Given task: Find how many lines hold the word "React". Give only the number.

------------------------------

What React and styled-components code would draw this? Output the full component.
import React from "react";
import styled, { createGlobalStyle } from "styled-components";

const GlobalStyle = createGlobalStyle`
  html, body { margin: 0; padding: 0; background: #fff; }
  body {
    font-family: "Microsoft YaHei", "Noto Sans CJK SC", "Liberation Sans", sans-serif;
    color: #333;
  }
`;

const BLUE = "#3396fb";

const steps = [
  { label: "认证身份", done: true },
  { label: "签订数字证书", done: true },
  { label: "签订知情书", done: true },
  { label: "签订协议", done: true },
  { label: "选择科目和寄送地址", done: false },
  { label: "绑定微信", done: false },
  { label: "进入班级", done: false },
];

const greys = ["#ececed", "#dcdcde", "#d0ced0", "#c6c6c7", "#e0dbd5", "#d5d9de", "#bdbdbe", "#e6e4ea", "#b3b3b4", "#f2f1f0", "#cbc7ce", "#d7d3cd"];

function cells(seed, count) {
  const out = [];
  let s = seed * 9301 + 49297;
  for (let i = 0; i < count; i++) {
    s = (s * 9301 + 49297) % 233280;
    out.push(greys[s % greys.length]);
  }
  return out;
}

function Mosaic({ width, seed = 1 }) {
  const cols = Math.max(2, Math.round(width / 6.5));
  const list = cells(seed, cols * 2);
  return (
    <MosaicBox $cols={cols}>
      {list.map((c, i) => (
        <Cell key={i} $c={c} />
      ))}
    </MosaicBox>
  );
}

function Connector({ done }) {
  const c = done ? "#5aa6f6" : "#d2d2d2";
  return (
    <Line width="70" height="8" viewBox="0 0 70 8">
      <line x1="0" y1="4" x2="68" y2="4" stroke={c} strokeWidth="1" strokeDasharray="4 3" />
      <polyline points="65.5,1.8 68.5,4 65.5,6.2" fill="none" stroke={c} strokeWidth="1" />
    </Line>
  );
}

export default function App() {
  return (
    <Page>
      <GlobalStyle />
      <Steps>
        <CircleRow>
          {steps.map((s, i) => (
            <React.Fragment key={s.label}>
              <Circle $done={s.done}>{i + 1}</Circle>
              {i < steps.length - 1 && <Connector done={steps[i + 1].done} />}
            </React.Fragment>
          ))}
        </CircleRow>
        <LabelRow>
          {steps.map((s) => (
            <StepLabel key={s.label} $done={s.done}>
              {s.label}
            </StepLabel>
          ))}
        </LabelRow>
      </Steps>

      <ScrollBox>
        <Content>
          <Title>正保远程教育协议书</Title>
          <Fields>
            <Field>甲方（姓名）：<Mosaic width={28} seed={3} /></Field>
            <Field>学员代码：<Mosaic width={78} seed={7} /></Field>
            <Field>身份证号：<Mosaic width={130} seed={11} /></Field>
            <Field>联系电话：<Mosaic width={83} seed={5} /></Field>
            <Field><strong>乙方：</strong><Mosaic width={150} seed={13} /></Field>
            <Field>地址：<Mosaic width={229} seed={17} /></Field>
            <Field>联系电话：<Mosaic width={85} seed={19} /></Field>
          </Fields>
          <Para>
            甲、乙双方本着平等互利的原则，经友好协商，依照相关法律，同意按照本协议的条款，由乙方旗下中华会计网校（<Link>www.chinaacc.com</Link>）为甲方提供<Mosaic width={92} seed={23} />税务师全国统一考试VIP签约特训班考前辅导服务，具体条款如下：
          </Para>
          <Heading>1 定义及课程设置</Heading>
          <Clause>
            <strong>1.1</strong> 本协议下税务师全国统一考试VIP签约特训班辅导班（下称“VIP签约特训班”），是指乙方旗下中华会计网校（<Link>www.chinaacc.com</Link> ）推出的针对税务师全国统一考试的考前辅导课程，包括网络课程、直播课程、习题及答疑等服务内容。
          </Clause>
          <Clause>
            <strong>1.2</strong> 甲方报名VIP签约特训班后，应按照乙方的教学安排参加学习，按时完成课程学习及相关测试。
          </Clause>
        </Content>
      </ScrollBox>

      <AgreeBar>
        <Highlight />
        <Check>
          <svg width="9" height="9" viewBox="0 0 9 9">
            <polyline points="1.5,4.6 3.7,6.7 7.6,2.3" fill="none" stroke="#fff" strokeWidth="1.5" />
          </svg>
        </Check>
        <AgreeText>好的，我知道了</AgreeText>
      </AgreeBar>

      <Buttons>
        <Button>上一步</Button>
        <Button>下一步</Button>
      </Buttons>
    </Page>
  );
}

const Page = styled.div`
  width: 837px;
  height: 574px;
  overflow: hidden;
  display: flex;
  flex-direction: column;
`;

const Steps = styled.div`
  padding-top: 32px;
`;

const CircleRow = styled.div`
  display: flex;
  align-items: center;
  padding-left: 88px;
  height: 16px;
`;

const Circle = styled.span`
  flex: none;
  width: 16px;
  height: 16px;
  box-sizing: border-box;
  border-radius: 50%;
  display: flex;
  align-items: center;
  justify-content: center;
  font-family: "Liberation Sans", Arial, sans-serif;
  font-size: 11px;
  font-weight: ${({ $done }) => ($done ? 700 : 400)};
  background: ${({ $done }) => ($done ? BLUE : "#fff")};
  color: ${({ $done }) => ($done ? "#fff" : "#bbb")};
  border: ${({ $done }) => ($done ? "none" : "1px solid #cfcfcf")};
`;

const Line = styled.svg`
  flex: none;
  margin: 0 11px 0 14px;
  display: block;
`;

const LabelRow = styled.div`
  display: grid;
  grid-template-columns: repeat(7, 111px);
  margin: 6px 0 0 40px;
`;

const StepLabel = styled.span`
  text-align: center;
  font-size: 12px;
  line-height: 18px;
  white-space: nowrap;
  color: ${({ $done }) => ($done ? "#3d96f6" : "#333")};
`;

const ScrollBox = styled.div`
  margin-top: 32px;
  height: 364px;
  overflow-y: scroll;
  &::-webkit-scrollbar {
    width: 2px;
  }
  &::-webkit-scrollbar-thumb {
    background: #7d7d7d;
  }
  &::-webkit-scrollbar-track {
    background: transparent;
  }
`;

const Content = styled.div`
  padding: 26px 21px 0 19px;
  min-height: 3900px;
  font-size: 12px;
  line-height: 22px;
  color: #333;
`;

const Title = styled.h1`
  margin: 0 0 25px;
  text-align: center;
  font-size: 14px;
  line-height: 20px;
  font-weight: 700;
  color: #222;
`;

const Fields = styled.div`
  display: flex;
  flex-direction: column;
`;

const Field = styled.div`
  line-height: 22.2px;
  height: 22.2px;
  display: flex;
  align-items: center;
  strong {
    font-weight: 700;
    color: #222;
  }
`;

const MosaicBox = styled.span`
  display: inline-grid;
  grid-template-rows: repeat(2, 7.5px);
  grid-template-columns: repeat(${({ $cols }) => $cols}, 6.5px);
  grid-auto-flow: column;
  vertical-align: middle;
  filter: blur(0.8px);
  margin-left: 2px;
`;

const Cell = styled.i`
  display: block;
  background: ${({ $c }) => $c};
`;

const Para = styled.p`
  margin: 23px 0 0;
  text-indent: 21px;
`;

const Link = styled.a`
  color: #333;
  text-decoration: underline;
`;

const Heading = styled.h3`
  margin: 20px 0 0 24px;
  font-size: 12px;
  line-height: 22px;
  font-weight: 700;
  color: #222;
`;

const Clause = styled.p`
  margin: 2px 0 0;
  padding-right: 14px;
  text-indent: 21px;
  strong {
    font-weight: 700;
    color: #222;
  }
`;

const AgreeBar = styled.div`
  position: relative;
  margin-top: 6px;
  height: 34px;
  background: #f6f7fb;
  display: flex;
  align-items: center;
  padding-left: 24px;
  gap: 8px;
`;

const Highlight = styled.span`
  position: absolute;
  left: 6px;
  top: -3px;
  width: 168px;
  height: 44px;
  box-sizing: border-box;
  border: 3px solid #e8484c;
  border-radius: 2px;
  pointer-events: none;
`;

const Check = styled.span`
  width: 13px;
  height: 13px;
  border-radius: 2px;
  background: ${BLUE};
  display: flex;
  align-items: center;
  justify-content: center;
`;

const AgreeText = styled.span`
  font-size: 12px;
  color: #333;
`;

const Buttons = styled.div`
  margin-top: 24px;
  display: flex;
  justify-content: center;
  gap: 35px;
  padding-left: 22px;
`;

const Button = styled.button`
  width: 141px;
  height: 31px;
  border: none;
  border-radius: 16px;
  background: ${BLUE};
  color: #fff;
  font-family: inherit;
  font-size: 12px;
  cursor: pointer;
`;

------------------------------

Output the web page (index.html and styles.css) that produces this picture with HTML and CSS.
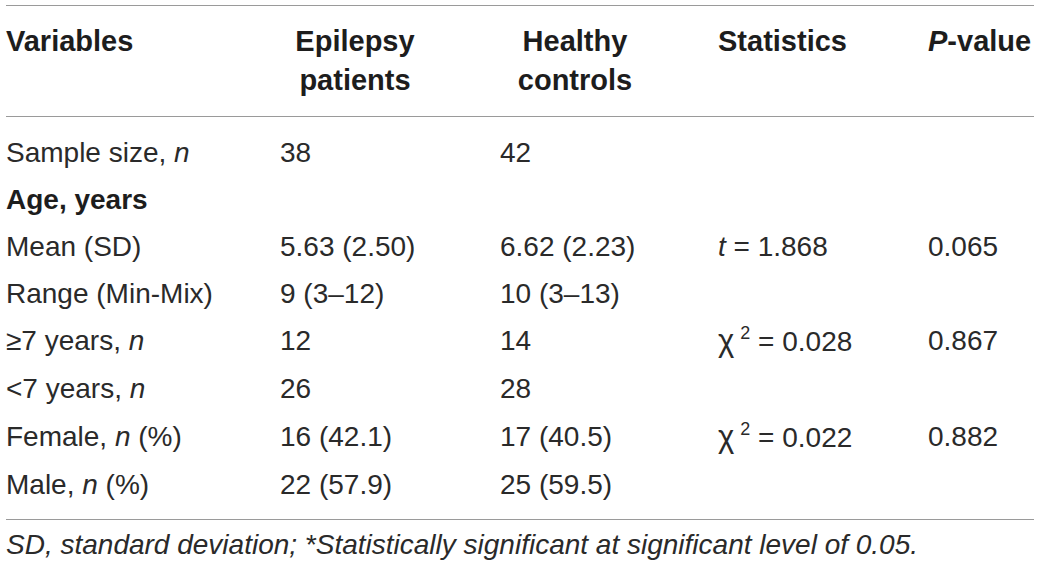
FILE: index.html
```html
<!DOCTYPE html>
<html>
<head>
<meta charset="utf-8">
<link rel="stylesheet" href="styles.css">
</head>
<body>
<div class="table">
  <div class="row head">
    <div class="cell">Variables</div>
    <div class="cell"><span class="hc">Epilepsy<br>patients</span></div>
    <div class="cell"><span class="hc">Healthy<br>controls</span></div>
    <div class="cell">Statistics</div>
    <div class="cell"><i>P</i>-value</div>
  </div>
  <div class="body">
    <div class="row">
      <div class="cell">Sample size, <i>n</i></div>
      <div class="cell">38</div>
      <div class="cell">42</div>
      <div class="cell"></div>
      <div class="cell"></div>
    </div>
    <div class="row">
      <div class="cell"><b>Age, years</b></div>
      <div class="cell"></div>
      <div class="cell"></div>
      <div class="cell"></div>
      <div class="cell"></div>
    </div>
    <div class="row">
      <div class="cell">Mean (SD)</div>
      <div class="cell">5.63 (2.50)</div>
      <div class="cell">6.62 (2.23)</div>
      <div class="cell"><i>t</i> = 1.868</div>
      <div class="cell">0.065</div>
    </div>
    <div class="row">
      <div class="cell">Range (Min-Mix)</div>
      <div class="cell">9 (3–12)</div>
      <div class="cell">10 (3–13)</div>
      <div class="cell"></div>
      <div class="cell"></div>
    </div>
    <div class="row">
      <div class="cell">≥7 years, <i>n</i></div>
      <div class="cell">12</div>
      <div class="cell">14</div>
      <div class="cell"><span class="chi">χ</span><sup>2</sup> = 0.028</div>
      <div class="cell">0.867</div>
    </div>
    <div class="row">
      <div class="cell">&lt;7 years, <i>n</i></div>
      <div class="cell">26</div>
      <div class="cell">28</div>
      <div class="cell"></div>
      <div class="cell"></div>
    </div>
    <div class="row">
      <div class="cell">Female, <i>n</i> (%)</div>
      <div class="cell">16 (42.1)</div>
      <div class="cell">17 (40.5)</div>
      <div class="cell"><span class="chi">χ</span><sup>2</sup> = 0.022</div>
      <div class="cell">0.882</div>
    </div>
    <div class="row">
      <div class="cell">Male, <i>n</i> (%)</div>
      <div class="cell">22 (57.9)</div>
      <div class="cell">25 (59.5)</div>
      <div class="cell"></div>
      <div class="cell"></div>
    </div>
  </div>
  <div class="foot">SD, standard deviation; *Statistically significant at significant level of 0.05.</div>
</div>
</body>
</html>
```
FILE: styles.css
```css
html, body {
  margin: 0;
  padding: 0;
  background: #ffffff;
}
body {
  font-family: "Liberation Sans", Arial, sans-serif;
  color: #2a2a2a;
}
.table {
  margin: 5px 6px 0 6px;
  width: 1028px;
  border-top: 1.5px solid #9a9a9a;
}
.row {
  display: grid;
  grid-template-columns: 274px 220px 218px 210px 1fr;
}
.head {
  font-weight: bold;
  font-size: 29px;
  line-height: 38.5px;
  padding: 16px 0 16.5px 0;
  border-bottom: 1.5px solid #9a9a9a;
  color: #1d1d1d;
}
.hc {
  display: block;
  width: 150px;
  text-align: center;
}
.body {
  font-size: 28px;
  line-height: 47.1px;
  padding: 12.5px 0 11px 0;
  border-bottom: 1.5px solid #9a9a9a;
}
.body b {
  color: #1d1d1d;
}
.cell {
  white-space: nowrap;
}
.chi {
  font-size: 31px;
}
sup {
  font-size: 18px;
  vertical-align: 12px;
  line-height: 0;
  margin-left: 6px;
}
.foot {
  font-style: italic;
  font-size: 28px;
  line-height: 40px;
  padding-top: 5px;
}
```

------------------------------

Finished task: 4